Researchers at Duke University and the University of Pittsburgh have developed a platform that allows multiple hospitals and research centers to share private patient data securely to better train machine learning models. The technology could provide single institutions access to advanced predictive tools they could never develop on their own to both advance research and improve patient outcomes.

Called “LEARNER,” researchers summarized the platform’s development at the National Science Foundation’s Convergence Accelerator Expo 2021, an event that shares the program’s research portfolio in an exhibition format, like a big science fair.
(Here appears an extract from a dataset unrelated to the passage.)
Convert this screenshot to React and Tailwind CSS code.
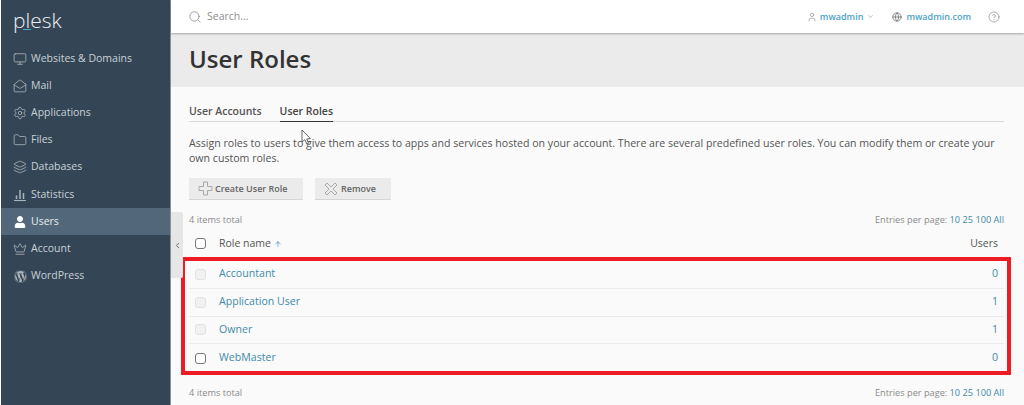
import React from "react";
import { Search, Monitor, MailOpen, Settings, Folder, Layers, Crown, User, Globe, CircleHelp, ChevronDown, ChevronLeft, ArrowUp } from "lucide-react";
import { FaUser, FaWordpress } from "react-icons/fa";

const StatsIcon = () => (
  <svg width="14" height="14" viewBox="0 0 14 14" fill="none" stroke="currentColor" strokeWidth="1.1">
    <path d="M1 12.5 H13" />
    <path d="M3.5 11 V7.5 M7 11 V2 M10.5 11 V5" strokeWidth="1.5" />
  </svg>
);

const PlusOutline = () => (
  <svg width="15" height="15" viewBox="0 0 15 15" fill="none" stroke="#a3a3a3" strokeWidth="0.9">
    <path d="M5.5 1 H9.5 V5.5 H14 V9.5 H9.5 V14 H5.5 V9.5 H1 V5.5 H5.5 Z" />
  </svg>
);

const CrossOutline = () => (
  <svg width="14" height="14" viewBox="0 0 14 14" fill="none" stroke="#a3a3a3" strokeWidth="0.9">
    <path d="M3 1 L7 5 L11 1 L13 3 L9 7 L13 11 L11 13 L7 9 L3 13 L1 11 L5 7 L1 3 Z" />
  </svg>
);

const navItems = [
  { label: "Websites & Domains", icon: <Monitor size={14} strokeWidth={1.4} /> },
  { label: "Mail", icon: <MailOpen size={14} strokeWidth={1.4} /> },
  { label: "Applications", icon: <Settings size={14} strokeWidth={1.4} /> },
  { label: "Files", icon: <Folder size={14} strokeWidth={1.4} /> },
  { label: "Databases", icon: <Layers size={14} strokeWidth={1.4} /> },
  { label: "Statistics", icon: <StatsIcon /> },
  { label: "Users", icon: <FaUser size={12} className="text-white" />, active: true },
  { label: "Account", icon: <Crown size={14} strokeWidth={1.4} /> },
  { label: "WordPress", icon: <FaWordpress size={13} /> },
];

const roles = [
  { name: "Accountant", users: 0, locked: true },
  { name: "Application User", users: 1, locked: true },
  { name: "Owner", users: 1, locked: true },
  { name: "WebMaster", users: 0, locked: false },
];

const Checkbox = ({ locked }) => (
  <span
    className={`block w-[11px] h-[11px] rounded-[3px] border ${
      locked ? "border-[#e2e2e2] bg-[#f1f1f1]" : "border-[#777] bg-white"
    }`}
  />
);

const ListInfo = () => (
  <div className="flex justify-between items-center h-[14px] text-[9.2px] text-[#8a8a8a]">
    <span>4 items total</span>
    <span>
      Entries per page: <span className="text-[#3f8aa8]">10 25 100 All</span>
    </span>
  </div>
);

const App = () => {
  return (
    <div className="relative flex w-[1024px] h-[405px] overflow-hidden bg-[#fafafa] font-['Open_Sans',sans-serif]">
      {/* Sidebar */}
      <aside className="w-[169px] shrink-0 ml-px bg-[#344655] text-[#c9d1d7]">
        <div className="relative h-[45px] pl-3 pt-[5px]">
          <span className="block text-[21px] leading-[30px] font-light text-[#eef1f3]">plesk</span>
          <span className="absolute left-[22px] top-[29px] w-2 h-px bg-[#3fb0d0]" />
        </div>
        <nav>
          {navItems.map((item) => (
            <div
              key={item.label}
              className={`flex items-center h-[27.2px] pl-3 gap-[4px] text-[10.5px] font-medium ${
                item.active ? "bg-[#52687a] text-[#e8ecef]" : ""
              }`}
            >
              <span className="flex justify-center items-center w-[14px] text-[#aab4bc]">{item.icon}</span>
              {item.label}
            </div>
          ))}
        </nav>
      </aside>
      <div className="w-px shrink-0 bg-[#8f8f8f]" />

      {/* Main */}
      <main className="relative flex-1 min-w-0 flex flex-col">
        <header className="flex items-center h-[33px] pl-[17px] pr-[24px] bg-white shadow-[0_1px_2px_rgba(0,0,0,0.3)] z-10">
          <Search size={14} strokeWidth={1.4} className="text-[#8c8c8c]" />
          <span className="ml-[5px] text-[10.5px] text-[#8e8e8e]">Search...</span>
          <div className="ml-auto flex items-center text-[9px] font-semibold text-[#4aa3c7]">
            <User size={10} strokeWidth={1.5} className="text-[#888]" />
            <span className="ml-[3px]">mwadmin</span>
            <ChevronDown size={7} className="ml-[4px] text-[#888]" />
            <Globe size={10} strokeWidth={2} className="ml-[18px] text-[#777]" />
            <span className="ml-[4px]">mwadmin.com</span>
            <CircleHelp size={12} strokeWidth={1.2} className="ml-[17px] text-[#777]" />
          </div>
        </header>

        <div className="h-[54px] shrink-0 flex items-center pl-[18px] pb-[2px] bg-[#ebebeb]">
          <h1 className="text-[24px] leading-none font-semibold text-[#333]">User Roles</h1>
        </div>

        <div className="pl-[18px] pr-[20px]">
          {/* Tabs */}
          <div className="flex gap-[18px] h-[35px] border-b border-[#d8d8d8] text-[10.5px] font-semibold text-[#555]">
            <span className="pt-[17px]">User Accounts</span>
            <span className="pt-[17px] -mb-px border-b-[1.5px] border-[#333] text-[#444]">User Roles</span>
          </div>

          <p className="mt-[14px] text-[10.6px] leading-[15px] text-[#555]">
            Assign roles to users to give them access to apps and services hosted on your account. There are several predefined user roles. You can modify them or create your own custom roles.
          </p>

          {/* Toolbar */}
          <div className="flex gap-3 mt-[12px] text-[9px] font-semibold text-[#666]">
            <button className="flex items-center h-[21px] w-[114px] pl-[9px] gap-[2px] bg-[#ebebeb] shadow-[0_1px_0_#d5d5d5]">
              <PlusOutline />
              Create User Role
            </button>
            <button className="flex items-center h-[21px] w-[76px] pl-[9px] gap-[3px] bg-[#ebebeb] shadow-[0_1px_0_#d5d5d5]">
              <CrossOutline />
              Remove
            </button>
          </div>

          <div className="mt-[14px]">
            <ListInfo />
          </div>

          {/* Table head */}
          <div className="flex items-center h-[25px] mt-[4px] pl-[6px] pr-[6px] text-[10.5px] text-[#555]">
            <Checkbox />
            <span className="ml-[13px]">Role name</span>
            <ArrowUp size={8} className="ml-[3px] text-[#3f8aa8]" />
            <span className="ml-auto">Users</span>
          </div>

          {/* Rows, marked with the red frame */}
          <div className="-ml-[8px] -mr-[7px] mt-[1px] pl-[4px] pr-[3px] border-4 border-[#ed1c24] h-[118px] overflow-hidden">
            {roles.map((role, i) => (
              <div
                key={role.name}
                className={`flex items-center h-[27.75px] pl-[6px] pr-[6px] text-[10.6px] text-[#3f8aa8] ${
                  i < roles.length - 1 ? "border-b border-[#ececec]" : ""
                }`}
              >
                <Checkbox locked={role.locked} />
                <span className="ml-[13px]">{role.name}</span>
                <span className="ml-auto">{role.users}</span>
              </div>
            ))}
          </div>

          <div className="mt-[11px]">
            <ListInfo />
          </div>
        </div>

        {/* Sidebar collapse handle */}
        <div className="absolute left-0 top-[212px] w-[12px] h-[66px] flex items-center justify-center bg-[#e6e6e6] rounded-r-[2px]">
          <ChevronLeft size={9} strokeWidth={2.5} className="text-[#666]" />
        </div>

        {/* Mouse pointer from the capture */}
        <svg className="absolute left-[130px] top-[129px] z-20" width="11" height="17" viewBox="0 0 11 17">
          <path d="M1 1 L1 13 L3.8 10.6 L5.8 15 L7.6 14.2 L5.7 10 L9.4 9.6 Z" fill="#fff" stroke="#555" strokeWidth="0.9" />
        </svg>
      </main>
    </div>
  );
};

export default App;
“AI has incredible potential to improve health data analysis and diagnosis, but it requires a vast amount of data to reach a standard that is acceptable to use in real-life decisions,” said Helen Li, the Clare Boothe Luce Professor of Electrical and Computer Engineering at Duke. “And whenever you talk about health care data, there’s always a high level of privacy concerns. LEARNER allows health data from many sources to be used to train an AI model without actually sharing any of the sensitive data.”

When a machine learning algorithm is trained, it compares the decisions it arrives at to the correct answers, attempts to tweak its inner workings to fix the errors, and repeats the process over and over again until it is no longer improving. These tweaks to its inner workings are referred to as weight parameters.

LEARNER is based on a concept called “Federated learning.” In this setup, a single AI model is housed in a central cloud that is provided to users in multiple locations. Each location runs the AI model with its own data and produces a new set of weight parameters, which is in turn sent back to the cloud. The central AI model then uses all of the new weight parameters to develop a single updated algorithm. The process is repeated until the AI model is as good as it can get.

“Whenever you talk about health care data, there’s always a high level of privacy concerns. LEARNER allows health data from many sources to be used to train an AI model without actually sharing any of the sensitive data.”

helen li

Because only the weight parameters and not the actual data is being shared with the cloud, this technique sidesteps any concerns about data privacy, but the final trained model still represents data from all the entities involved.

“The original information remains hidden on local computers,” explained Li. “For a large model, the process typically requires about 50-100 rounds of training between the local entities and the cloud, which sounds like it might take a long time, but in fact only takes a matter of hours.”

Built in collaboration with Heng Huang, the John A. Jurenko Endowed Professor at the University of Pittsburgh, the LEARNER prototype demonstrated its usefulness in single-cell multi-omic data and electronic health records. In the former, researchers showed that LEARNER could use scRNA sequencing data to predict the protein markers for associating mRNA sequences with protein production. In the latter, they were able to use health record data to predict the probability of heart failure patients being readmitted within 30 days of being released.

But if all goes according to plan, that’s only the beginning. The researchers are developing a user-friendly interface to encourage researchers and doctors to use the platform. Not only would this help LEARNER develop new and better AI health models, the platform also would eventually provide users with hundreds, if not thousands, of pre-trained AI models that they could use in their own laboratories and hospitals.

“We hope LEARNER will be a platform for health experts who want to take advantage of AI but maybe don’t know a lot about AI themselves,” said Li. “We also hope it will help AI researchers who want to delve into health care and biomedical fields collaborate with one another on large-scale projects.”

Li and her colleagues are in talks with a North Carolina-based AI company to continue to develop and potentially commercialize the LEARNER platform.

This research was supported by the National Science Foundation (OIA-2040588).